- Set exercise
Extract the full listing verbatim and drop any pictures from your copy.

— begin —

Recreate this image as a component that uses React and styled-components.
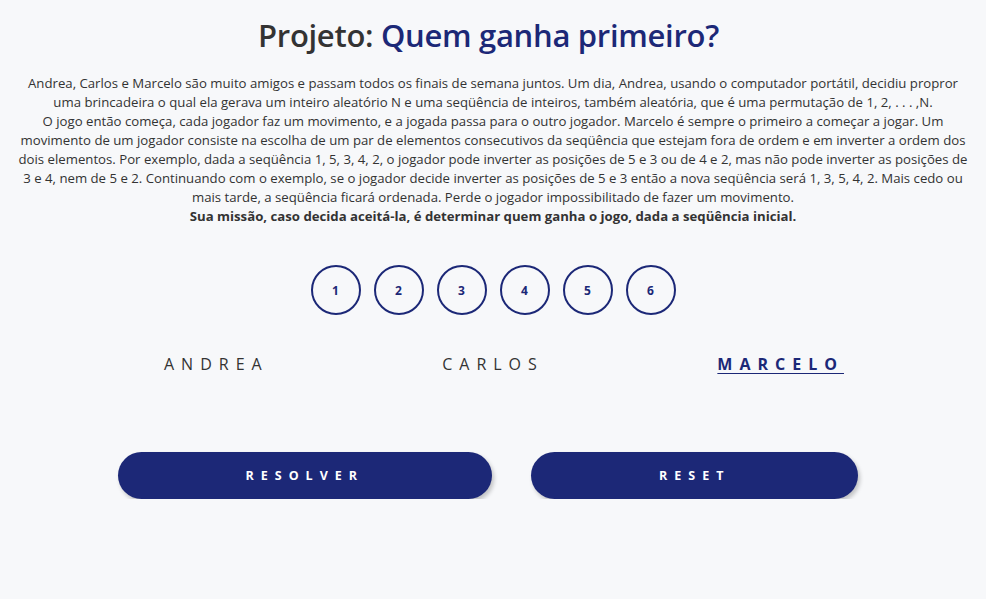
import React, {useState} from "react"
import styled, {createGlobalStyle} from "styled-components"

const Global = createGlobalStyle`
body {
  margin: 0;
  background: #f7f8fa;
  font-family: "Open Sans", "Noto Sans", sans-serif;
  color: #333;
}
`

const Main = styled.main`
display: flex;
flex-direction: column;
align-items: center;
padding-top: 14px;
`

const Title = styled.h1`
margin: 0 9px 0 0;
font-size: 31px;
font-weight: 600;
color: #333;
letter-spacing: -0.3px;
span { color: #1c2877; }
`

const Text = styled.p`
width: 954px;
margin: 18px 0 0;
font-size: 13.2px;
line-height: 19px;
letter-spacing: 0;
text-align: center;
color: #333;
b { font-weight: 700; }
`

const Seq = styled.div`
display: flex;
gap: 13px;
margin-top: 39px;
`

const Circle = styled.button`
width: 50px;
height: 50px;
border-radius: 50%;
border: 2px solid #1c2877;
background: transparent;
color: #1c2877;
font-family: inherit;
font-weight: 700;
font-size: 12px;
cursor: pointer;
`

const Players = styled.div`
display: flex;
justify-content: space-between;
width: 680px;
margin-top: 38px;
margin-left: 22px;
`

const Player = styled.span`
font-size: 16px;
letter-spacing: 7px;
color: ${p => p.active ? "#1c2877" : "#333"};
font-weight: ${p => p.active ? 700 : 400};
text-decoration: ${p => p.active ? "underline" : "none"};
text-underline-offset: 3px;
cursor: pointer;
`

const Actions = styled.div`
display: flex;
gap: 39px;
margin-top: 77px;
margin-left: -10px;
`

const Btn = styled.button`
height: 47px;
padding: 0 128px;
border: none;
border-radius: 24px;
background: #1c2877;
color: #fff;
font-family: inherit;
font-size: 12.5px;
font-weight: 700;
letter-spacing: 7px;
box-shadow: 2px 3px 4px rgba(0,0,0,0.22);
cursor: pointer;
`

const intro = "Andrea, Carlos e Marcelo são muito amigos e passam todos os finais de semana juntos. Um dia, Andrea, usando o computador portátil, decidiu propror uma brincadeira o qual ela gerava um inteiro aleatório N e uma seqüência de inteiros, também aleatória, que é uma permutação de 1, 2,\u00a0.\u00a0.\u00a0.\u00a0,N."

function App(){
  const [atual, setAtual] = useState(2)
  const nomes = ["ANDREA", "CARLOS", "MARCELO"]

  return(
    <Main>
      <Global />
      <Title>Projeto: <span>Quem ganha primeiro?</span></Title>
      <Text>
        {intro}
        <br/>
        O jogo então começa, cada jogador faz um movimento, e a jogada passa para o outro jogador. Marcelo é sempre o primeiro a começar a jogar. Um movimento de um jogador consiste na escolha de um par de elementos consecutivos da seqüência que estejam fora de ordem e em inverter a ordem dos dois elementos. Por exemplo, dada a seqüência 1, 5, 3, 4, 2, o jogador pode inverter as posições de 5 e 3 ou de 4 e 2, mas não pode inverter as posições de 3 e 4, nem de 5 e 2. Continuando com o exemplo, se o jogador decide inverter as posições de 5 e 3 então a nova seqüência será 1, 3, 5, 4, 2. Mais cedo ou mais tarde, a seqüência ficará ordenada. Perde o jogador impossibilitado de fazer um movimento.
        <br/>
        <b>Sua missão, caso decida aceitá-la, é determinar quem ganha o jogo, dada a seqüência inicial.</b>
      </Text>
      <Seq>
        {[1, 2, 3, 4, 5, 6].map(n => <Circle key={n}>{n}</Circle>)}
      </Seq>
      <Players>
        {nomes.map((n, i) => <Player key={n} active={i === atual} onClick={() => setAtual(i)}>{n}</Player>)}
      </Players>
      <Actions>
        <Btn>RESOLVER</Btn>
        <Btn>RESET</Btn>
      </Actions>
    </Main>
  )
}
export default App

— end —

- Exercise response
Recreate this image as a component that uses React and styled-components.
import React, {useState} from "react"
import styled, {createGlobalStyle} from "styled-components"

const Global = createGlobalStyle`
body {
  margin: 0;
  background: #f7f8fa;
  font-family: "Open Sans", "Noto Sans", sans-serif;
  color: #333;
}
`

const Main = styled.main`
display: flex;
flex-direction: column;
align-items: center;
padding-top: 14px;
`

const Title = styled.h1`
margin: 0 9px 0 0;
font-size: 31px;
font-weight: 600;
color: #333;
letter-spacing: -0.3px;
span { color: #1c2877; }
`

const Text = styled.p`
width: 954px;
margin: 18px 0 0;
font-size: 13.2px;
line-height: 19px;
letter-spacing: 0;
text-align: center;
color: #333;
b { font-weight: 700; }
`

const Seq = styled.div`
display: flex;
gap: 13px;
margin-top: 39px;
`

const Circle = styled.button`
width: 50px;
height: 50px;
border-radius: 50%;
border: 2px solid #1c2877;
background: transparent;
color: #1c2877;
font-family: inherit;
font-weight: 700;
font-size: 12px;
cursor: pointer;
`

const Players = styled.div`
display: flex;
justify-content: space-between;
width: 680px;
margin-top: 38px;
margin-left: 22px;
`

const Player = styled.span`
font-size: 16px;
letter-spacing: 7px;
color: ${p => p.active ? "#1c2877" : "#333"};
font-weight: ${p => p.active ? 700 : 400};
text-decoration: ${p => p.active ? "underline" : "none"};
text-underline-offset: 3px;
cursor: pointer;
`

const Actions = styled.div`
display: flex;
gap: 39px;
margin-top: 77px;
margin-left: -10px;
`

const Btn = styled.button`
height: 47px;
padding: 0 128px;
border: none;
border-radius: 24px;
background: #1c2877;
color: #fff;
font-family: inherit;
font-size: 12.5px;
font-weight: 700;
letter-spacing: 7px;
box-shadow: 2px 3px 4px rgba(0,0,0,0.22);
cursor: pointer;
`

const intro = "Andrea, Carlos e Marcelo são muito amigos e passam todos os finais de semana juntos. Um dia, Andrea, usando o computador portátil, decidiu propror uma brincadeira o qual ela gerava um inteiro aleatório N e uma seqüência de inteiros, também aleatória, que é uma permutação de 1, 2,\u00a0.\u00a0.\u00a0.\u00a0,N."

function App(){
  const [atual, setAtual] = useState(2)
  const nomes = ["ANDREA", "CARLOS", "MARCELO"]

  return(
    <Main>
      <Global />
      <Title>Projeto: <span>Quem ganha primeiro?</span></Title>
      <Text>
        {intro}
        <br/>
        O jogo então começa, cada jogador faz um movimento, e a jogada passa para o outro jogador. Marcelo é sempre o primeiro a começar a jogar. Um movimento de um jogador consiste na escolha de um par de elementos consecutivos da seqüência que estejam fora de ordem e em inverter a ordem dos dois elementos. Por exemplo, dada a seqüência 1, 5, 3, 4, 2, o jogador pode inverter as posições de 5 e 3 ou de 4 e 2, mas não pode inverter as posições de 3 e 4, nem de 5 e 2. Continuando com o exemplo, se o jogador decide inverter as posições de 5 e 3 então a nova seqüência será 1, 3, 5, 4, 2. Mais cedo ou mais tarde, a seqüência ficará ordenada. Perde o jogador impossibilitado de fazer um movimento.
        <br/>
        <b>Sua missão, caso decida aceitá-la, é determinar quem ganha o jogo, dada a seqüência inicial.</b>
      </Text>
      <Seq>
        {[1, 2, 3, 4, 5, 6].map(n => <Circle key={n}>{n}</Circle>)}
      </Seq>
      <Players>
        {nomes.map((n, i) => <Player key={n} active={i === atual} onClick={() => setAtual(i)}>{n}</Player>)}
      </Players>
      <Actions>
        <Btn>RESOLVER</Btn>
        <Btn>RESET</Btn>
      </Actions>
    </Main>
  )
}
export default App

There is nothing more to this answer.